_Goal_.
Reproduce the lines below exactly, from the one containing "Write the React, TypeScript" through the one containing "</HeaderRow>", both included. Leave out any pictures.

_Stored data_.
----------------

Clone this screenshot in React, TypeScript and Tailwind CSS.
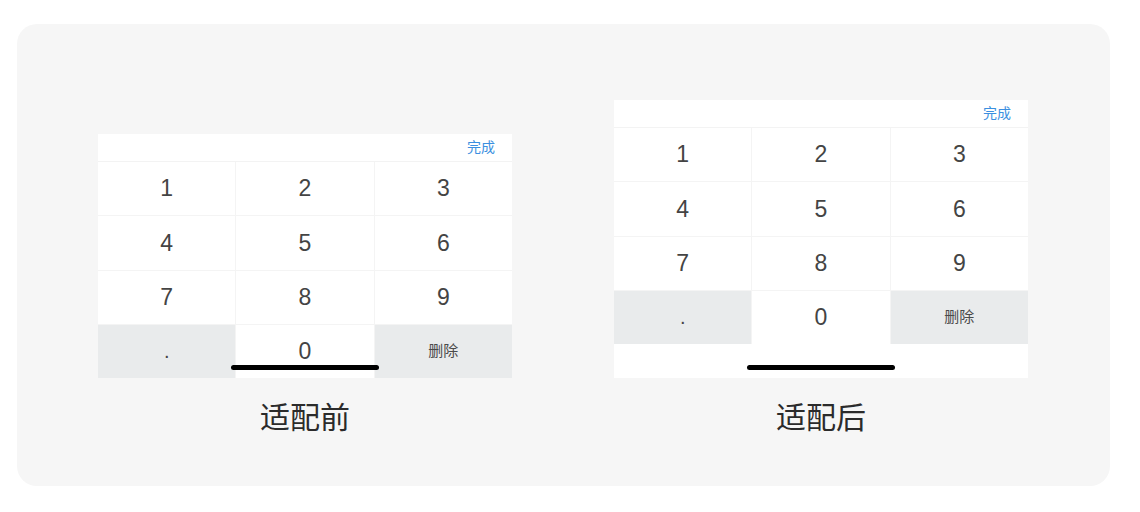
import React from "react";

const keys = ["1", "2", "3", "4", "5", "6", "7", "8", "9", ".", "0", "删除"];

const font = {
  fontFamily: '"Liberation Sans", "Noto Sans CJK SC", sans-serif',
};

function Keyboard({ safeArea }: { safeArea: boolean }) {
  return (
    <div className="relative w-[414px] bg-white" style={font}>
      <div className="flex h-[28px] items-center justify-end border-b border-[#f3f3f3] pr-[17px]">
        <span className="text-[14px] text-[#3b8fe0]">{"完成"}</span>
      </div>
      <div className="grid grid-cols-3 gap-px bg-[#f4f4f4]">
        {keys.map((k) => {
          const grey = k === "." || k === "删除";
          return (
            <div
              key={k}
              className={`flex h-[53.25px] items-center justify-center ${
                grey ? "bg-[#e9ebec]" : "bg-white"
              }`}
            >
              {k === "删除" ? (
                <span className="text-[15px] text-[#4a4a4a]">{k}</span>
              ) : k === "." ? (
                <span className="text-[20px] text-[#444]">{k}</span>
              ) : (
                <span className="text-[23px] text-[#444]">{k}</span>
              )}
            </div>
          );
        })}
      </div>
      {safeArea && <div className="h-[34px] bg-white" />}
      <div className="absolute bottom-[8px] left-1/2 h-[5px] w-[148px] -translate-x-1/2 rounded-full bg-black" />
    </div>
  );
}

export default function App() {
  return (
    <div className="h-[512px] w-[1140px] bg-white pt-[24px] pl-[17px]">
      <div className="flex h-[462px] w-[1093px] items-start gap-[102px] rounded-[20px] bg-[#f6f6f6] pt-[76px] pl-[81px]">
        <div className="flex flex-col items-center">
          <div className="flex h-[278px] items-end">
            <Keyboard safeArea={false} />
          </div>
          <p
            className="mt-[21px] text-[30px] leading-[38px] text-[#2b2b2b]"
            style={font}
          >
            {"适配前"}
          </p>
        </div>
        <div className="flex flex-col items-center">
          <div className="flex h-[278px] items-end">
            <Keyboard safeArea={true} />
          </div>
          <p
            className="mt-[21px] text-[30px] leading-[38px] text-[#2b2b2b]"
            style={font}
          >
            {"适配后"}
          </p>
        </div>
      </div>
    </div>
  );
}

----------------

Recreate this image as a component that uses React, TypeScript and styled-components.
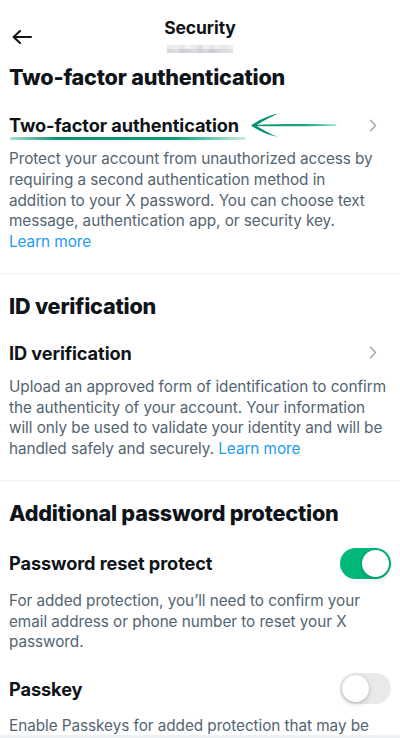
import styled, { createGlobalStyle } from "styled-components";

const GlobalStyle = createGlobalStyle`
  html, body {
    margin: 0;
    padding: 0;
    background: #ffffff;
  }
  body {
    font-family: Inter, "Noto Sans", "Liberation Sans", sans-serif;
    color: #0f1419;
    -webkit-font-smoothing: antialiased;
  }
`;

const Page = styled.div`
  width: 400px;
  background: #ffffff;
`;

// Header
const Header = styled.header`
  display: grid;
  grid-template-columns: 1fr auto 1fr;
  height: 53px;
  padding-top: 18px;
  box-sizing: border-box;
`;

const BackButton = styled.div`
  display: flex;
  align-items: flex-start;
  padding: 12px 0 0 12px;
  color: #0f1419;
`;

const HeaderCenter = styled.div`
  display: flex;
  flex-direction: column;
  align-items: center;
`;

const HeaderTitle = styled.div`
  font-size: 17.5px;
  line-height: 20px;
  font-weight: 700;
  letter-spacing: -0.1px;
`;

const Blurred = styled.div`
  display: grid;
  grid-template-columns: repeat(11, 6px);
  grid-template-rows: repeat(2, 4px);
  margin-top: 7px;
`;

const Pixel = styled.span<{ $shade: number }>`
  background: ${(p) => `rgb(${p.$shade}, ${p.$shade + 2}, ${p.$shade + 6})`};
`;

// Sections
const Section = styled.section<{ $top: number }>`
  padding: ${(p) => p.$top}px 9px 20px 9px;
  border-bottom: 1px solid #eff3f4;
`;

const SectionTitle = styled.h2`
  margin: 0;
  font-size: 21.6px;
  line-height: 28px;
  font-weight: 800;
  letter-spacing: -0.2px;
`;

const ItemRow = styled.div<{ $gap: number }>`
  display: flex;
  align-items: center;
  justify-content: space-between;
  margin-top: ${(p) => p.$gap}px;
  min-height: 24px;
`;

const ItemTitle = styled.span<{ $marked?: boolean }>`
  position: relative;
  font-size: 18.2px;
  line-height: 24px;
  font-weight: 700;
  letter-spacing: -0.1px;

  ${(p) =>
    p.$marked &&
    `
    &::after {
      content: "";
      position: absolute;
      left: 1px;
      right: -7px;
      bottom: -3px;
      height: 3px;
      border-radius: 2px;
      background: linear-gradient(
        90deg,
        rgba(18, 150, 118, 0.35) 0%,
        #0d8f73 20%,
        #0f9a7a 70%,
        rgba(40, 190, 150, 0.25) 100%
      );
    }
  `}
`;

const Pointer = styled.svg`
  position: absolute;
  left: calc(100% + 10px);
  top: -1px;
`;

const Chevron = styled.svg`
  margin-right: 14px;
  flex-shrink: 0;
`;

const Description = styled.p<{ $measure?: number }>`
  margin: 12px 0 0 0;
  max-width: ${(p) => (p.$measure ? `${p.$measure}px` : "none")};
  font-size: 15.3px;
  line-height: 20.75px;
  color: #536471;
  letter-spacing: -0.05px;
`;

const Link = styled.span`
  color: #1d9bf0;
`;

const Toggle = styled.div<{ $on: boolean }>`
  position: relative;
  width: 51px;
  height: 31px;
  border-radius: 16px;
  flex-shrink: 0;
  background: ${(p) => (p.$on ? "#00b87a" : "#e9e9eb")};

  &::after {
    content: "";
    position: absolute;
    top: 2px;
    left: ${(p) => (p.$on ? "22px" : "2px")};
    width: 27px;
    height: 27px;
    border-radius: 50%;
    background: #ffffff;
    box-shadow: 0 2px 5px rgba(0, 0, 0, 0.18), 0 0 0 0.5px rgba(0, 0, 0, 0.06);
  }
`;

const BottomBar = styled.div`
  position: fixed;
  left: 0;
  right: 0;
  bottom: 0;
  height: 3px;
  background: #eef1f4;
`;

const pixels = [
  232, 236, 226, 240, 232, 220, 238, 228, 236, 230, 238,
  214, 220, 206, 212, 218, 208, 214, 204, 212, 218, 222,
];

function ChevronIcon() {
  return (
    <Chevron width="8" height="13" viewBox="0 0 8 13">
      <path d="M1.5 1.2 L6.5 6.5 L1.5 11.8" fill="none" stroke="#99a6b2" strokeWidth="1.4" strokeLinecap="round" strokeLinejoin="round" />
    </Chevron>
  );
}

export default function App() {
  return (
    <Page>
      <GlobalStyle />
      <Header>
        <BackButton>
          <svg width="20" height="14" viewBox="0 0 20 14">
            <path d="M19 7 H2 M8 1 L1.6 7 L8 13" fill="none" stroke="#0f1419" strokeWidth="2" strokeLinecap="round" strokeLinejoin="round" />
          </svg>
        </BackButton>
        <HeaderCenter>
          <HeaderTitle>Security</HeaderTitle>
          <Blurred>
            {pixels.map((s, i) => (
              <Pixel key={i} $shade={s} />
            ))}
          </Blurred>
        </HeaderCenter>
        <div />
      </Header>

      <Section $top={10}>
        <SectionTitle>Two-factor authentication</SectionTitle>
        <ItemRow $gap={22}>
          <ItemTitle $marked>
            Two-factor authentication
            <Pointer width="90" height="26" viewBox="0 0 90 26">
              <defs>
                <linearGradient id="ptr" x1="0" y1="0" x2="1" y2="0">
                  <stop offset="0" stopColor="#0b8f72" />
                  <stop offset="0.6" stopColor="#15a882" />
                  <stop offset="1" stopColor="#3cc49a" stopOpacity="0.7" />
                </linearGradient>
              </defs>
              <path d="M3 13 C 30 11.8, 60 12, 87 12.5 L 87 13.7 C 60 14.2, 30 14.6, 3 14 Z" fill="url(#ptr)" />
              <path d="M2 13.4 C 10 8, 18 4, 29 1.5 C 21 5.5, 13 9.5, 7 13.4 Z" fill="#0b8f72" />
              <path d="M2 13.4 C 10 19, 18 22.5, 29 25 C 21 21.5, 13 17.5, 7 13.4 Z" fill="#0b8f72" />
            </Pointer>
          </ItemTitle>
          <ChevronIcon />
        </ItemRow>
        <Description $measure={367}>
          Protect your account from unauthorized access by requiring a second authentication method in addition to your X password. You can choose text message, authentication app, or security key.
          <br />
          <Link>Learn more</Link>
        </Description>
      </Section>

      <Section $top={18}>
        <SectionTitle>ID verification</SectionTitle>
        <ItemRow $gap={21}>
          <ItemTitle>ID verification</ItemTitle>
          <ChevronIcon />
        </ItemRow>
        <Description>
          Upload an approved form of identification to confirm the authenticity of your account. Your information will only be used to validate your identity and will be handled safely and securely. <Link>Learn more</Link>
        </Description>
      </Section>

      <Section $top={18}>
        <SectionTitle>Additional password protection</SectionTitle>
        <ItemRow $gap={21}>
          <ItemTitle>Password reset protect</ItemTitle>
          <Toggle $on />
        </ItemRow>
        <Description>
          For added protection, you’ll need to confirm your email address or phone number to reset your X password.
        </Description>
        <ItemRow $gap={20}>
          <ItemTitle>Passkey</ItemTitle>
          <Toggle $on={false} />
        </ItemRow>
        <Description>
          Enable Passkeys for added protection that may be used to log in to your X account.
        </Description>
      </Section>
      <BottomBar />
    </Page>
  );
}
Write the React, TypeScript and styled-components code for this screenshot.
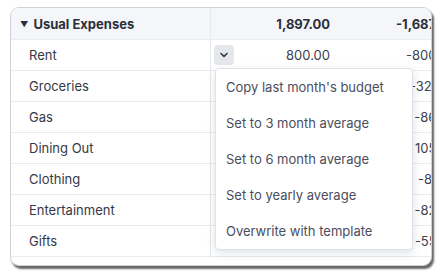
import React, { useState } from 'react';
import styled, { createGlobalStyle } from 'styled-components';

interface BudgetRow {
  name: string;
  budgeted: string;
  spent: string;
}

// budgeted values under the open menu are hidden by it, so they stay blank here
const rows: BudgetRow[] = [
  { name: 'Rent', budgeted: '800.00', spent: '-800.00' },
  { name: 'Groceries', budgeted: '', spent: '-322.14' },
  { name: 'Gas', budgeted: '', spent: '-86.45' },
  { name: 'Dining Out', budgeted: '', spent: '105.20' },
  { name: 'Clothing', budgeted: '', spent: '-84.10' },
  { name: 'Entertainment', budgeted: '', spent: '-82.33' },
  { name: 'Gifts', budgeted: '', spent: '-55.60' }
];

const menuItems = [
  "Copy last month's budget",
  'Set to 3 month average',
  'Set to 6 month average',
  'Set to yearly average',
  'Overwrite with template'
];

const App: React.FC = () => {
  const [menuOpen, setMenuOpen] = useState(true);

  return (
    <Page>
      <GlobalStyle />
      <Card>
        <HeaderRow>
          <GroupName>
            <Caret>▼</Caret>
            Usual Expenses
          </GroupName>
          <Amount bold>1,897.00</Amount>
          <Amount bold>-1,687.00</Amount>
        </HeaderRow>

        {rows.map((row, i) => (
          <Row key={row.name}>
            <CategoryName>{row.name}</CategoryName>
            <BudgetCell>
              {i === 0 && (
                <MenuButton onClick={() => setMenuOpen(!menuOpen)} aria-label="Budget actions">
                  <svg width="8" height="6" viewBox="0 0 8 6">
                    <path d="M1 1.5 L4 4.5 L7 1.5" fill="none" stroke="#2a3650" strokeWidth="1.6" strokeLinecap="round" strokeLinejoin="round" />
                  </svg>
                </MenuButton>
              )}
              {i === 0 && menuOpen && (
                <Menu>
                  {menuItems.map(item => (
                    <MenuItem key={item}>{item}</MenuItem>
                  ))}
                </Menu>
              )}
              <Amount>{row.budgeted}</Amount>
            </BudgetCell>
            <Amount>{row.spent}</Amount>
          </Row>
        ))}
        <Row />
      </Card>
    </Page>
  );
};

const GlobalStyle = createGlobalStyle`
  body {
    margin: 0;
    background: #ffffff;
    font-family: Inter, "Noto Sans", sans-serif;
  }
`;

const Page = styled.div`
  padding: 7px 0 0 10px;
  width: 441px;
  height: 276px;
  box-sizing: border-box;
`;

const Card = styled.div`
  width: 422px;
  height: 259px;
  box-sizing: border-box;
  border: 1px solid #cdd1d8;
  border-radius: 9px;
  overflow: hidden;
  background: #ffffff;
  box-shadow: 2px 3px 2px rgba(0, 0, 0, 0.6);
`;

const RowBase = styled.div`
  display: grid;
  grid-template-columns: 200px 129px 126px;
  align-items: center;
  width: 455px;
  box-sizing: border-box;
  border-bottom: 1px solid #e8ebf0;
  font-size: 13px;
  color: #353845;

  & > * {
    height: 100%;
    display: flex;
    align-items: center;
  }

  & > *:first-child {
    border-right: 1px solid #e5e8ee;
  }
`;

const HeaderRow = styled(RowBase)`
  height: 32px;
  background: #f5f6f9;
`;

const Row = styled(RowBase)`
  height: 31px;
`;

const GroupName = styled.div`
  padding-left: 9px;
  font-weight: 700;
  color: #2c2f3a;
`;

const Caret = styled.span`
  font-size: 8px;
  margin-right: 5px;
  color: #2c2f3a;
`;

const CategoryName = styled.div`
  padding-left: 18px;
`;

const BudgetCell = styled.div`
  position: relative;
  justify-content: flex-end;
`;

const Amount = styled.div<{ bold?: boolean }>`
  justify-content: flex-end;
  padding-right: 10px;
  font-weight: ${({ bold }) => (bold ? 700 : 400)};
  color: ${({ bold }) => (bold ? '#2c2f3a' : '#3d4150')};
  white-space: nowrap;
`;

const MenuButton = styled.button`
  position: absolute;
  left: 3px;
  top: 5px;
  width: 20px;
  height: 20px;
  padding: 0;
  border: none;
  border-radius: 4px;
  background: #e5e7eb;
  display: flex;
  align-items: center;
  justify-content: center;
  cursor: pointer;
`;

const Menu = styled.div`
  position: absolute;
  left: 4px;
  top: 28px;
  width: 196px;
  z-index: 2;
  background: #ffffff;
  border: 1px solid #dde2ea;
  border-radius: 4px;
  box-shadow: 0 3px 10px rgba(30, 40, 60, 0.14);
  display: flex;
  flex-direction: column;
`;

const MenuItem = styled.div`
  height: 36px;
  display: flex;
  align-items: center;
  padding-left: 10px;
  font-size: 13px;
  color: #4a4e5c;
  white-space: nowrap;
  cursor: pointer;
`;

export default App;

----------------

_The output_.
Write the React, TypeScript and styled-components code for this screenshot.
import React, { useState } from 'react';
import styled, { createGlobalStyle } from 'styled-components';

interface BudgetRow {
  name: string;
  budgeted: string;
  spent: string;
}

// budgeted values under the open menu are hidden by it, so they stay blank here
const rows: BudgetRow[] = [
  { name: 'Rent', budgeted: '800.00', spent: '-800.00' },
  { name: 'Groceries', budgeted: '', spent: '-322.14' },
  { name: 'Gas', budgeted: '', spent: '-86.45' },
  { name: 'Dining Out', budgeted: '', spent: '105.20' },
  { name: 'Clothing', budgeted: '', spent: '-84.10' },
  { name: 'Entertainment', budgeted: '', spent: '-82.33' },
  { name: 'Gifts', budgeted: '', spent: '-55.60' }
];

const menuItems = [
  "Copy last month's budget",
  'Set to 3 month average',
  'Set to 6 month average',
  'Set to yearly average',
  'Overwrite with template'
];

const App: React.FC = () => {
  const [menuOpen, setMenuOpen] = useState(true);

  return (
    <Page>
      <GlobalStyle />
      <Card>
        <HeaderRow>
          <GroupName>
            <Caret>▼</Caret>
            Usual Expenses
          </GroupName>
          <Amount bold>1,897.00</Amount>
          <Amount bold>-1,687.00</Amount>
        </HeaderRow>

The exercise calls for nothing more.